There is something unique about the color purple: Our brain makes it up. So you might just call purple a pigment of our imagination. –Tammy Awtry, Science News Explores, Jan. 28, 2025
Purple is the sweetness of plums, the promise of spring in wild hyacinth, and the richness of royal robes. It’s my mother’s favorite color and the 2018 Pantone Color of the Year. But is it really just a pigment of our imagination? Yes, writes science reporter Tammy Awtry who marvels at “how the brain creates something beautiful when faced with a systems error.”
Although I confess to not deeply understanding the science behind this, I understand the basics. The backs of our eyes contain light-sensitive cells called cones, and this is where we perceive color. Most people have three cone types: red, green, and blue. Our cones don’t actually see color, but they do detect certain light wavelengths, long, mid, or short. Light enters our eyes, and when a combination of codes are activated, this, in turn, creates another code, which our brains translates as a color. Colors in the visible rainbow are created by single wavelengths of light stimulating a certain combination of cones. At the red end of the color spectrum, long wavelengths are at work, while at the blue end, short wavelengths operate. There is no spectrum color, however, created by combining long and short wavelengths. Purple, then, confuses our brains because it’s a mixture of long and short wavelengths. Amazingly, our brain’s response is to bend the visible spectrum–a straight line–into a circle, thereby placing blue and red directly next to each other and filling the gap between them with purple.
Colors that are visible in the spectrum are identified as spectral colors. Colors that are not are called nonspectral colors, for they’re uniquely created from combining a short and long wavelength. Purple, writes Awtry, “arises from a unique quirk of how we process light. And it’s a beautiful example of how our brains respond when faced with something out of the norm.”

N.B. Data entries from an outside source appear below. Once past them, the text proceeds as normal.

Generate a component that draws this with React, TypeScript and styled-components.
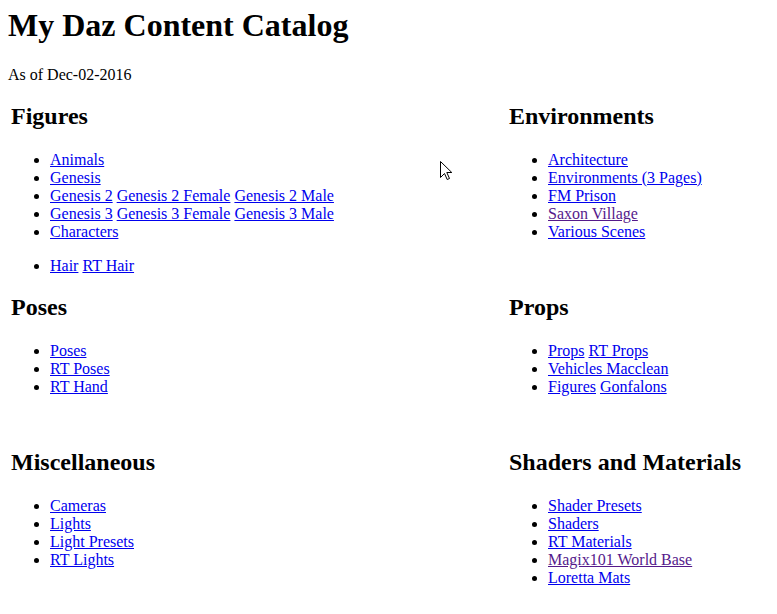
import React from "react";
import styled, { createGlobalStyle } from "styled-components";

const Global = createGlobalStyle`
  html, body { margin: 0; padding: 0; background: #ffffff; }
  body { font-family: "Liberation Serif", "Times New Roman", serif; color: #000; }
`;

const Page = styled.div`
  position: relative;
  padding: 7px 8px 8px 8px;
`;

const Title = styled.h1`
  margin: 0;
  font-size: 32px;
  line-height: 37px;
  font-weight: bold;
`;

const Dated = styled.p`
  margin: 22px 0 0 0;
  font-size: 16px;
  line-height: 18px;
`;

const Catalog = styled.div`
  display: grid;
  grid-template-columns: 498px 1fr;
  row-gap: 18px;
  margin-top: 17.5px;
  padding-left: 3px;
  align-items: start;
`;

const Section = styled.section<{ $extra?: number }>`
  margin-bottom: ${(p) => p.$extra ?? 0}px;
`;

const Heading = styled.h2`
  margin: 0 0 21px 0;
  font-size: 24px;
  line-height: 28px;
  font-weight: bold;
`;

const List = styled.ul<{ $gap?: boolean }>`
  margin: ${(p) => (p.$gap ? "16px" : "0")} 0 0 0;
  padding-left: 39px;
  list-style: disc;
`;

const Item = styled.li`
  font-size: 16px;
  line-height: 18px;
`;

const Link = styled.a<{ $visited?: boolean }>`
  color: ${(p) => (p.$visited ? "#551a8b" : "#0000ee")};
  text-decoration: underline;
  cursor: pointer;
`;

const Pointer = styled.svg`
  position: absolute;
  left: 440px;
  top: 161px;
  pointer-events: none;
`;

type L = { t: string; v?: boolean };
type Group = L[][];

const Links: React.FC<{ row: L[] }> = ({ row }) => (
  <Item>
    {row.map((l, i) => (
      <React.Fragment key={i}>
        {i > 0 && " "}
        <Link href="#" $visited={l.v}>
          {l.t}
        </Link>
      </React.Fragment>
    ))}
  </Item>
);

const Block: React.FC<{ title: string; lists: Group[]; extra?: number }> = ({
  title,
  lists,
  extra,
}) => (
  <Section $extra={extra}>
    <Heading>{title}</Heading>
    {lists.map((g, gi) => (
      <List key={gi} $gap={gi > 0}>
        {g.map((row, ri) => (
          <Links key={ri} row={row} />
        ))}
      </List>
    ))}
  </Section>
);

const s = (...t: string[]): L[] => t.map((x) => ({ t: x }));

export default function App() {
  return (
    <Page>
      <Global />
      <Title>My Daz Content Catalog</Title>
      <Dated>As of Dec-02-2016</Dated>
      <Catalog>
        <Block
          title="Figures"
          lists={[
            [
              s("Animals"),
              s("Genesis"),
              s("Genesis 2", "Genesis 2 Female", "Genesis 2 Male"),
              s("Genesis 3", "Genesis 3 Female", "Genesis 3 Male"),
              s("Characters"),
            ],
            [s("Hair", "RT Hair")],
          ]}
        />
        <Block
          title="Environments"
          lists={[
            [
              s("Architecture"),
              s("Environments (3 Pages)"),
              s("FM Prison"),
              [{ t: "Saxon Village", v: true }],
              s("Various Scenes"),
            ],
          ]}
        />
        <Block
          title="Poses"
          extra={34}
          lists={[[s("Poses"), s("RT Poses"), s("RT Hand")]]}
        />
        <Block
          title="Props"
          extra={34}
          lists={[
            [s("Props", "RT Props"), s("Vehicles Macclean"), s("Figures", "Gonfalons")],
          ]}
        />
        <Block
          title="Miscellaneous"
          lists={[[s("Cameras"), s("Lights"), s("Light Presets"), s("RT Lights")]]}
        />
        <Block
          title="Shaders and Materials"
          lists={[
            [
              s("Shader Presets"),
              s("Shaders"),
              s("RT Materials"),
              [{ t: "Magix101 World Base", v: true }],
              s("Loretta Mats"),
            ],
          ]}
        />
      </Catalog>
      <Pointer width="13" height="20" viewBox="0 0 13 20">
        <path
          d="M0.5 0.5 L0.5 16.5 L4.5 12.5 L7.2 18.5 L9.5 17.5 L6.8 11.5 L11.8 11.5 Z"
          fill="#ffffff"
          stroke="#000000"
          strokeWidth="1"
          strokeLinejoin="miter"
        />
      </Pointer>
    </Page>
  );
}
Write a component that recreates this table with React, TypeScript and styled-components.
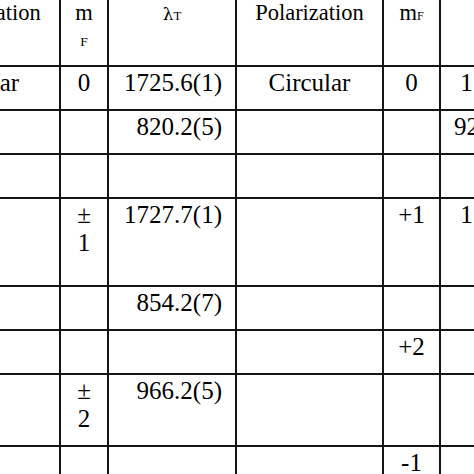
import styled, { createGlobalStyle } from 'styled-components'

const GlobalStyle = createGlobalStyle`
  html, body {
    margin: 0;
    padding: 0;
    background: #ffffff;
    overflow: hidden;
  }
`

const Table = styled.table`
  border-collapse: collapse;
  table-layout: fixed;
  width: 580px;
  margin: -2px 0 0 -88px;
  font-family: "Liberation Serif", "Times New Roman", serif;
  color: #000000;
`

const Col = styled.col<{ $w: number }>`
  width: ${(p) => p.$w}px;
`

const Row = styled.tr<{ $h: number }>`
  height: ${(p) => p.$h}px;
`

const HeadCell = styled.th`
  border: 2px solid #151515;
  padding: 0;
  vertical-align: top;
  text-align: center;
  font-size: 22.5px;
  font-weight: normal;
  line-height: 1.15;
`

const Cell = styled.td<{ $align?: 'center' | 'right' }>`
  border: 2px solid #151515;
  padding: 2px ${(p) => (p.$align === 'right' ? '13px' : '0')} 0 0;
  vertical-align: top;
  text-align: ${(p) => p.$align ?? 'center'};
  font-size: 25px;
  line-height: 1.1;
  white-space: pre-line;
  overflow: hidden;
`

const Sub = styled.span<{ $size: number }>`
  font-size: ${(p) => p.$size}px;
`

const Lambda = styled.span`
  font-family: "DejaVu Serif", "Liberation Serif", serif;
  font-size: 17px;
`

const widths = [147, 48, 128, 147, 57, 53]
const aligns: ('center' | 'right')[] = ['center', 'center', 'right', 'center', 'center', 'center']

const rows = [
  { h: 44, cells: ['Linear', '0', '1725.6(1)', 'Circular', '0', '1'] },
  { h: 44, cells: ['', '', '820.2(5)', '', '', '92'] },
  { h: 44, cells: ['', '', '', '', '', ''] },
  { h: 88, cells: ['', '±\n1', '1727.7(1)', '', '+1', '1'] },
  { h: 44, cells: ['', '', '854.2(7)', '', '', ''] },
  { h: 44, cells: ['', '', '', '', '+2', ''] },
  { h: 72, cells: ['', '±\n2', '966.2(5)', '', '', ''] },
  { h: 44, cells: ['', '', '', '', '-1', ''] },
]

export default function App() {
  return (
    <>
      <GlobalStyle />
      <Table>
        <colgroup>
          {widths.map((w, i) => (
            <Col key={i} $w={w} />
          ))}
        </colgroup>
        <thead>
          <Row $h={67}>
            <HeadCell>Polarization</HeadCell>
            <HeadCell>
              m
              <br />
              <Sub $size={13.5}>F</Sub>
            </HeadCell>
            <HeadCell>
              <Lambda>λ</Lambda>
              <Sub $size={13}>T</Sub>
            </HeadCell>
            <HeadCell>Polarization</HeadCell>
            <HeadCell>
              m<Sub $size={12}>F</Sub>
            </HeadCell>
            <HeadCell />
          </Row>
        </thead>
        <tbody>
          {rows.map((row, r) => (
            <Row key={r} $h={row.h}>
              {row.cells.map((text, c) => (
                <Cell key={c} $align={aligns[c]}>
                  {text}
                </Cell>
              ))}
            </Row>
          ))}
        </tbody>
      </Table>
    </>
  )
}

Not to be confused with violet, which is more blue, purple is more reddish. It’s only visible naturally on birds, fish, and some plants. In the past, people could harvest just a small amount of Tyrian purple dye from a certain shellfish species, making purple a unique and highly valued hue. Writers and artists have long recognized purple’s magical qualities. Irish playwright and critic George Bernard Shaw believed purple was a hue “where fantasy and reality meet to create something extraordinary.” Artist Vincent Van Gogh claimed, “There’s a kind of magic in the purple shadows of dusk.” Purple may be a creation of our minds, but perhaps this has only heightened its allure.
For many, purple is synonymous with creativity, mysticism, and spirituality:
- “A purple world is one where art, poetry, and love collide.” – Edgar Allan Poe
- “Dive into the purple depths of your mind; that’s where genius lies.” – Leonardo da Vinci
- “Purple is the color of spirituality, connecting the earthly with the ethereal.” – Carl Jung
- “Nature always wears a hint of purple when it wants to speak to your soul.” – Ralph Waldo Emerson
- Purple flowers are nature’s whispers to dream.” – Georgia O’Keeffe
After reading this praise of purple, I think my mom was onto something. She embraced Spanish painter Pablo Picasso’s declaration that “[t]he world needs more purple – more creativity, passion, and a sense of wonder.”

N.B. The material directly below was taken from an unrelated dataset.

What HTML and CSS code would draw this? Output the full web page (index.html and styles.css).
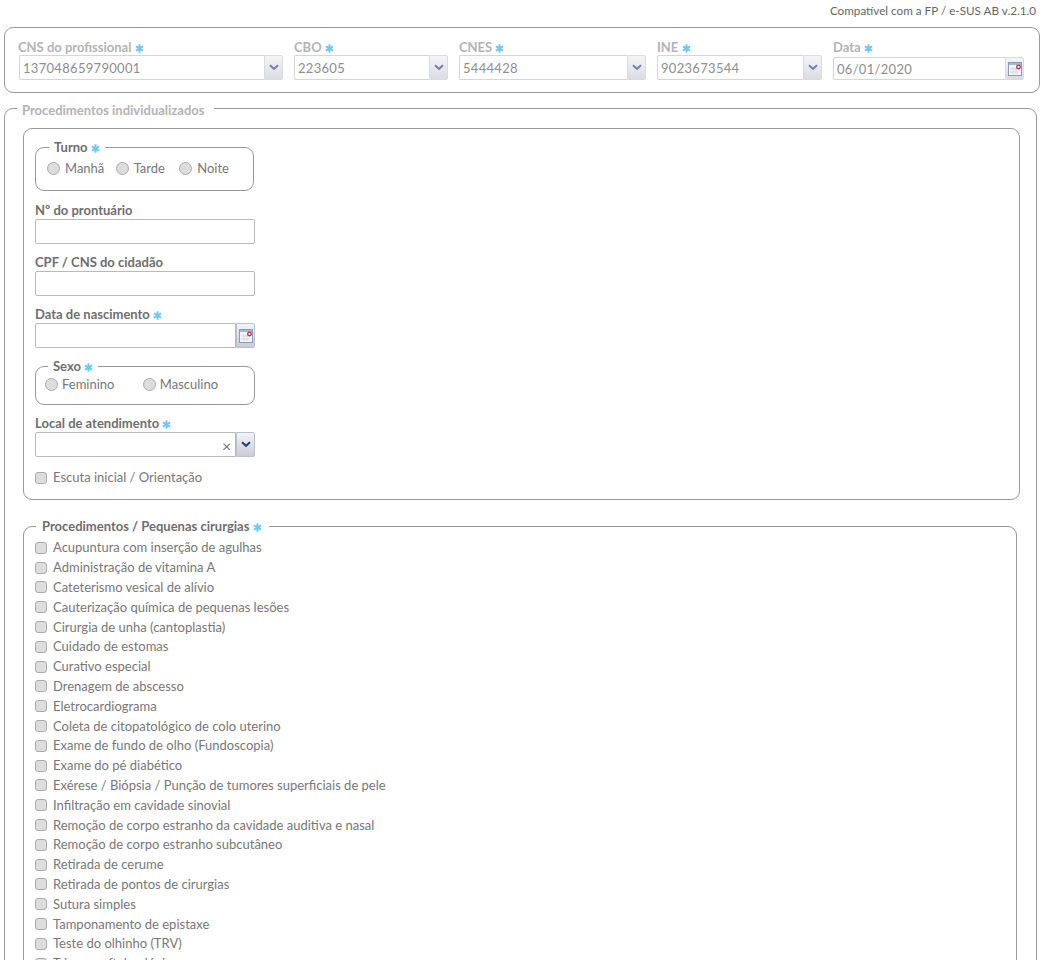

There’s a special power inherent in purple, too. Fashion designer Coco Channel argued, “Purple is not just a color; it’s an attitude, a declaration of uniqueness.” Among utilitarian browns and grays and sweet pastels, purple “commands the room without saying a word” (Edith Wharton). Anne Morrow LIndbergh confessed that although she wanted to be “pure in heart,” she liked to wear her “purple dress.” Unabashedly, uniquely itself, purple announces, “Here I am.”
I think I’m genetically predisposed to color. As a child, I remember my granddad looking up into the summer sky and exclaiming, “Sky-blue-pink!” His brain was gloriously bending the color spectrum and filling the gaps to create new colors. I was the lucky recipient of some seriously good color genes. Since I received my first box of Crayola crayons, I’ve lived and breathed color. I loved the individual crayon names. I especially loved the big boxes with complete rows of various shades of primary and secondary colors. For years, I treasured my favorite colors, using my periwinkle and robin’s egg blue sparingly to prolong their lives. Even today, I find myself magnetically drawn to paint sections in home improvement stores and often stand transfixed before their neat rows of color samples. In another life, I might’ve been a paint mixer, reveling in the hallelujah moment when I opened a paint can to reveal the final color. Or maybe if our brains hadn’t made up purple, I might’ve been its creator, devoting my life to extolling its virtue and nominating my mom as its chief ambassador!
So here’s to purple, a splendid pigment of our imagination. Here’s to the incredible brain and its ability to “respond when faced with something out of the norm.” And lest you fail to take purple seriously, think twice. In Alice Walker’s 1983 Pulitzer Prize winning novel, The Color Purple, she cautions: “I think it pisses God off if you walk by the color purple in a field somewhere and don’t notice it.”